Stated task — Sift the material for lines containing "styles", and return them.

-------- Data to use

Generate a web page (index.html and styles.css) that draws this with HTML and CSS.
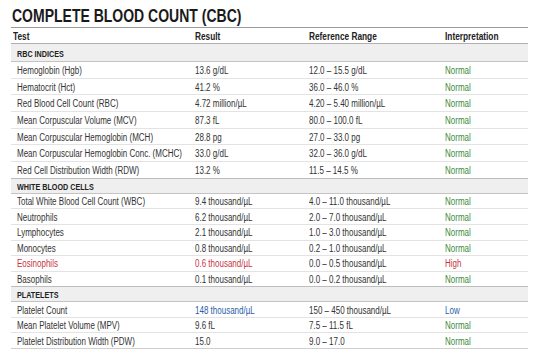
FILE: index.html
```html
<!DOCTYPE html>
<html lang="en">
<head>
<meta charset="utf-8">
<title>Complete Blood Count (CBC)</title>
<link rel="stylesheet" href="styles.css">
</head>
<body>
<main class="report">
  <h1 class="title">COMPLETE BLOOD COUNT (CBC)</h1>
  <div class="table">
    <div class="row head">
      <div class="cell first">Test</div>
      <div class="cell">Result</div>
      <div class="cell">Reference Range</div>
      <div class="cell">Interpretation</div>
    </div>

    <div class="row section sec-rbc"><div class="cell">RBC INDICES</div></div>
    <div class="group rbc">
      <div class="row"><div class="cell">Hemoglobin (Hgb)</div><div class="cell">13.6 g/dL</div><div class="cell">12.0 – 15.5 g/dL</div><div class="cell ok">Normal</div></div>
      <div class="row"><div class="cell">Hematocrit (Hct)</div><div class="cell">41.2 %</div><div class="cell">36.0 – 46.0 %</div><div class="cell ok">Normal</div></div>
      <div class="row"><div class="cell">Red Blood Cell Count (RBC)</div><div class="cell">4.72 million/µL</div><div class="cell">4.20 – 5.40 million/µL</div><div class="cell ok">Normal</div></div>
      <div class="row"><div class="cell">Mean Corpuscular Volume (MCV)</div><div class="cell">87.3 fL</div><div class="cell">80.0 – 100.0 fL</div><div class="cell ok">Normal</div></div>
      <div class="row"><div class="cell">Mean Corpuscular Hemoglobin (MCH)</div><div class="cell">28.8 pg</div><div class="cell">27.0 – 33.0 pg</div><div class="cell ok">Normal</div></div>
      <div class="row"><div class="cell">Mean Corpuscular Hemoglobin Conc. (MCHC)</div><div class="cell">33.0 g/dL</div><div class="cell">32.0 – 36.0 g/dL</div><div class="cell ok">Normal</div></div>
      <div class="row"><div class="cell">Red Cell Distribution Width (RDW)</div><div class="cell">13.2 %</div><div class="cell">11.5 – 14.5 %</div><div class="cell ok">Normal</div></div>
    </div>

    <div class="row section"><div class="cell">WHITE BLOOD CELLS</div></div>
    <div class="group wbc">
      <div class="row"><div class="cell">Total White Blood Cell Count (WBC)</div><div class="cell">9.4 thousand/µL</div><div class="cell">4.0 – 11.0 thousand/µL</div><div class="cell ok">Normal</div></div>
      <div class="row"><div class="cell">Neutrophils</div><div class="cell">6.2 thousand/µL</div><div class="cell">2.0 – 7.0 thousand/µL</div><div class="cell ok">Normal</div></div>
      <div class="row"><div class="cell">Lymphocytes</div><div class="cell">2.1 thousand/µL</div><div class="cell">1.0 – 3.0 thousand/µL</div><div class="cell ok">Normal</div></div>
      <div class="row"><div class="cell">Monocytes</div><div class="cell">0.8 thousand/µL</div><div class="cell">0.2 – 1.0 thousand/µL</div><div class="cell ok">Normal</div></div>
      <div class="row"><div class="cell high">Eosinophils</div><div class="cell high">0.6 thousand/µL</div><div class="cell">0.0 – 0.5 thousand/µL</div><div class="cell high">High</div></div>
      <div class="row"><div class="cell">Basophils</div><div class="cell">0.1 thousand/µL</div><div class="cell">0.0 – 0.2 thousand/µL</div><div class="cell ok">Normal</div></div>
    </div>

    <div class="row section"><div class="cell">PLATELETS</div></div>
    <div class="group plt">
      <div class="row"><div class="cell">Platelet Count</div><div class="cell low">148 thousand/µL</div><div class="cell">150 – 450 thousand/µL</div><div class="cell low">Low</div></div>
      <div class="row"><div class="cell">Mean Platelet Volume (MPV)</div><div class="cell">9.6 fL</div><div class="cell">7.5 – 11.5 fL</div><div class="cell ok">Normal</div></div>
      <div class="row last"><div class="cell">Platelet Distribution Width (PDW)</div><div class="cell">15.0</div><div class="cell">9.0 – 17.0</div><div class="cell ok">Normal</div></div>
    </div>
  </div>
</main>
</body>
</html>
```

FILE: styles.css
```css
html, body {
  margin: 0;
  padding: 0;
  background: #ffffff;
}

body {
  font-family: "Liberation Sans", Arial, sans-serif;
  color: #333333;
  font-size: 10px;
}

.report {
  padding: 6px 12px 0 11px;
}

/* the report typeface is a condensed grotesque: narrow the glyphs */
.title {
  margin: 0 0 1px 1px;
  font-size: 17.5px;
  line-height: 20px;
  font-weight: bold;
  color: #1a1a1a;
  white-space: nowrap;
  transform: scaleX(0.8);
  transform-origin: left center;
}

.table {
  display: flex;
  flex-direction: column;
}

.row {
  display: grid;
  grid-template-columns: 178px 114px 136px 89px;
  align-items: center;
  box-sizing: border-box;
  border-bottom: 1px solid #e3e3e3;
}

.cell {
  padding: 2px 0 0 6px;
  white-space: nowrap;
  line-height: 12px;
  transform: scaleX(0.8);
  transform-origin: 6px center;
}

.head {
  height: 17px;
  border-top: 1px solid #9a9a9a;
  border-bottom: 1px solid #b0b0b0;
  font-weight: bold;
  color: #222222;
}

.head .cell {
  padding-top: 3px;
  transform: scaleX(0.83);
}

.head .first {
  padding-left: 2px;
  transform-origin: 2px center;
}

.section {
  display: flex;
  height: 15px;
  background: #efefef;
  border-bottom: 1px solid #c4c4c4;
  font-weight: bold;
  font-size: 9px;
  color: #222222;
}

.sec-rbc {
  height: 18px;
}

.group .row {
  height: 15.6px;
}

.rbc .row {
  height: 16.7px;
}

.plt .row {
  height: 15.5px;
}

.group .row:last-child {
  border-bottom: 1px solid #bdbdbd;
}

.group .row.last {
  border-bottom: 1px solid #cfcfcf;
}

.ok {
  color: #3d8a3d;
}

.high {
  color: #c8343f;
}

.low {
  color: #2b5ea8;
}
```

----------------
-------- Data to use

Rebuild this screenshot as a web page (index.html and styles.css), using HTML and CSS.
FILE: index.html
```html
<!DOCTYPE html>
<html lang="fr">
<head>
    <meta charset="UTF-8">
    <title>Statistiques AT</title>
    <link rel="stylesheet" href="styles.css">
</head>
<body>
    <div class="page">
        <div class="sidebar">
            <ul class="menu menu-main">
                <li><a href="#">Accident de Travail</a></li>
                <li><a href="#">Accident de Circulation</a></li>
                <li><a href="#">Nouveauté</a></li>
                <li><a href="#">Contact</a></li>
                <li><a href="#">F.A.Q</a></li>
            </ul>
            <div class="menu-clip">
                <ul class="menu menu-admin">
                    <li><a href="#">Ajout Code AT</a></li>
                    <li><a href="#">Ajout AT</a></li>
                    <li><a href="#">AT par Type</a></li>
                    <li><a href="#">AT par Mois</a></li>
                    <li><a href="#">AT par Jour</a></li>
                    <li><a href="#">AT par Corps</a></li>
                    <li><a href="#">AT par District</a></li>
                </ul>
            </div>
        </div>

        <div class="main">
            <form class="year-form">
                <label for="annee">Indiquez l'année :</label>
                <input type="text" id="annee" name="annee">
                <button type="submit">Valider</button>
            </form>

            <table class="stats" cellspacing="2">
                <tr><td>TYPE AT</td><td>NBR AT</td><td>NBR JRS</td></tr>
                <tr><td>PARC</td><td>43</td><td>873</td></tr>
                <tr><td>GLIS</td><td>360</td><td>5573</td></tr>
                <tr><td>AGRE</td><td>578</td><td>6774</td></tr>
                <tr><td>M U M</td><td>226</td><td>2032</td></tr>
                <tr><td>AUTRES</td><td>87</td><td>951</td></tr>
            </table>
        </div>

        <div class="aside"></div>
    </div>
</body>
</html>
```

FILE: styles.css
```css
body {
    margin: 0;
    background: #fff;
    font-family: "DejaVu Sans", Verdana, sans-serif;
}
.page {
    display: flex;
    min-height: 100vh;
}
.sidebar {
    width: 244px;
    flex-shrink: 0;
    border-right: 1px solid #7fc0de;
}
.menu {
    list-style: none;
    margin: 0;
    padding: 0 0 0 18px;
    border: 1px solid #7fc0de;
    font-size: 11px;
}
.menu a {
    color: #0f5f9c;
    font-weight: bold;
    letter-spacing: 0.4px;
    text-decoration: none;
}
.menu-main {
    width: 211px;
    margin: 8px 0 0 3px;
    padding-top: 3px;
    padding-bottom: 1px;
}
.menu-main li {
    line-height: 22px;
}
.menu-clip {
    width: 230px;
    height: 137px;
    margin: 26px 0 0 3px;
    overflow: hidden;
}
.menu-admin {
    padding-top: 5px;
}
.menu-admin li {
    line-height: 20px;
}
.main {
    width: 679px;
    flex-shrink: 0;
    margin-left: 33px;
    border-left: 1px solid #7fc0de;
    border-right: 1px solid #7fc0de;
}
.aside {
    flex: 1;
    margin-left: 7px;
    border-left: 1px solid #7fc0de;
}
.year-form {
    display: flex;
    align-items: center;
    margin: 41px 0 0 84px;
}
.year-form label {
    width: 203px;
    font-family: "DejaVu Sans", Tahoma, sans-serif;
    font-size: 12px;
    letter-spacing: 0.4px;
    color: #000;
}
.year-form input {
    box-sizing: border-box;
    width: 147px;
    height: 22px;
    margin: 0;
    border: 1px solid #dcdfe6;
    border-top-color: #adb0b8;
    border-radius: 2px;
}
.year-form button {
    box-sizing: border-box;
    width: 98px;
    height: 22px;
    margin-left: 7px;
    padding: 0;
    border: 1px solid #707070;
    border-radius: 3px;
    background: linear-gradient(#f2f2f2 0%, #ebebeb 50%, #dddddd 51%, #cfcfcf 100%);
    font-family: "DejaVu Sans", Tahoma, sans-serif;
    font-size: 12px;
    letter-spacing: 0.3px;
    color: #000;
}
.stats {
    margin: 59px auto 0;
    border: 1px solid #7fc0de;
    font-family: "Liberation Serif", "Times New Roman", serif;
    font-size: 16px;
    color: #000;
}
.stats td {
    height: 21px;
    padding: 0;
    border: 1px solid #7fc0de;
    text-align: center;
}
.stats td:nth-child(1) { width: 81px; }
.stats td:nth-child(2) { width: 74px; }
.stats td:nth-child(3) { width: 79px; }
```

----------------

Written solution —
Generate a web page (index.html and styles.css) that draws this with HTML and CSS.
<link rel="stylesheet" href="styles.css">
FILE: styles.css
Rebuild this screenshot as a web page (index.html and styles.css), using HTML and CSS.
    <link rel="stylesheet" href="styles.css">
FILE: styles.css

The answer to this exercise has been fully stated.